A simple JavaScript library to convert HTML to markdown.
This library has no external dependencies, and has been tested in Chrome, Safari and Firefox. It probably works with Internet Explorer, but your milage may vary.
Downshow is tiny!, only 4.5kb minified and 1.5kb gzip'ed.
It relies on the browsers DOM engine to parse the input HTML and produce the markdown output. When a browser DOM engine is not available (i.e. when running in the server on node.js) it fallsback on jsdom. In more detail, the DOM tree of the input HTML is processed in reverse breadth first search order (aka reverse level order traversal). Every supported HTML element is replaced with its markdown equivalent, and unsupported elements are stripped out and replaced by their sanitized text contents. The default node parser ignores all element attributes and strips all HTML tags from the output (however this behavior can be overriden through custom node parsers).
The source code is released under the MIT license, and therefore places almost no restrictions on what you can do with it.
Suppose somehwere in your document you have the following html fragment.
<div id="content">
<h1>Downshow</h1>
A simple JavaScript library to convert HTML to markdown.
<h2>Quick Start</h2>
That was <strong>very</strong> simple right?
</div>
Using downshow you can easily convert this HTML fragment to markdown:
var html_content = document.getElementById('content').innerHTML;
var markdown = downshow(html_content);
console.log(markdown);
Which should produce:
# Downshow
A simple JavaScript library to convert HTML to markdown
## Quick Start
That was **very** simple right?
Install via npm (it requires jsdom).
$ npm install downshow
That is it!, the downshow module is ready to be used in your own nodejs projects. For example:
$ echo 'var downshow=require("downshow"); console.log(downshow("Hello <b>world</b>!"));' | node
Which produces
Hello **world**!
By creating a custom node parser it is possible to change the way the HTML is processed and converted to markdown. Through custom node parsers it is also possible to extend the produced markdown syntax.
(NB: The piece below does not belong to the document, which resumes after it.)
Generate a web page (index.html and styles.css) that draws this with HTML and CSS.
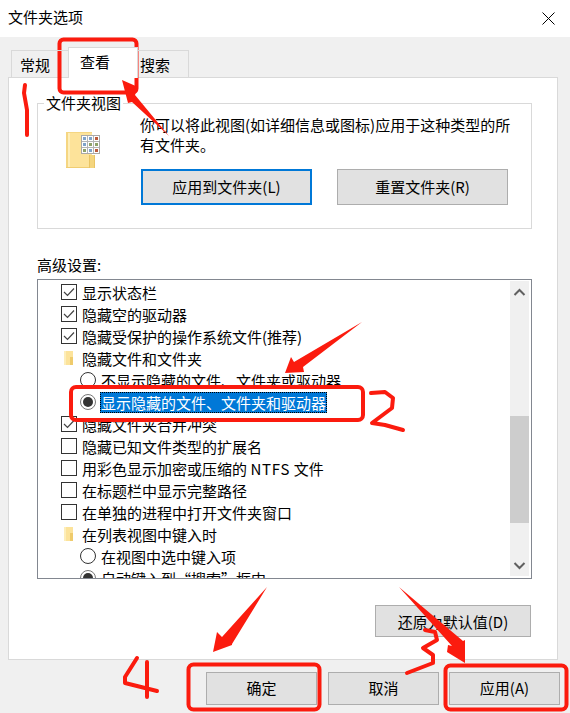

To illustrate this, consider the following HTML fragment.
<div id="content">
Regular text.<br/>
<b>Bold text</b><br/>
<em>Italics text</em><br/>
<u>Underlined text</u><br/>
<span class="underline">More underlined text</span>
</div>
If we run it through downshow we see the following output.
Regular text.
**Bold text**
_Italics text_
Underlined text
More underlined text
Since the vanilla markdown syntax does not support underlined text, downshow ignored the underline tags and stripped them from the output.
The next javascript fragment defines a custom node parser that extends the markdown syntax to allow underline text by wrapping it with the $ character.
function nodeParser(doc, node) {
bool underline = false;
if (node.tagName === 'U')
underline = true;
else if (node.tagName === 'SPAN') {
var classlist = ' ' + node.className + ' ';
if (classlist.indexOf(' underline ') != -1) {
underline = true;
}
}
if (underline === true)
return doc.createTextNode('$' + node.innerHTML + '$');
return false;
}
To run downshow using the custom nodeParser we use:
downshow(html_content, {nodeParser: nodeParser});
The output using the custom node parser is:
Regular text.
**Bold text**
_Italics text_
$Underlined text$
$More underlined text$
The main use of converting HTML to markdown is to reduce the security considerations that arise when storing and manipulating raw HTML which was produced by an (untrusted) third party.
For this purpose downshow strips all HTML tags from its output and
produce a sanitized subset of Markdown which contains no HTML markup. In
this respect, downshow does not support letting raw
HTML tags into the
markup.
Using the nodeParser option it is possible to allow certain tags and attributes to be passed through to the markdown output, although this would only work for toplevel elements. Custom nodeParsers are not meant to be used to let HTML go through, and this usage is highly discouraged (and unsafe).
If you need certain additional formatting in the produced markdown, it is instead recommended to extend the markdown syntax to support this, which can be done with custom node parsers as shown in the underline example above.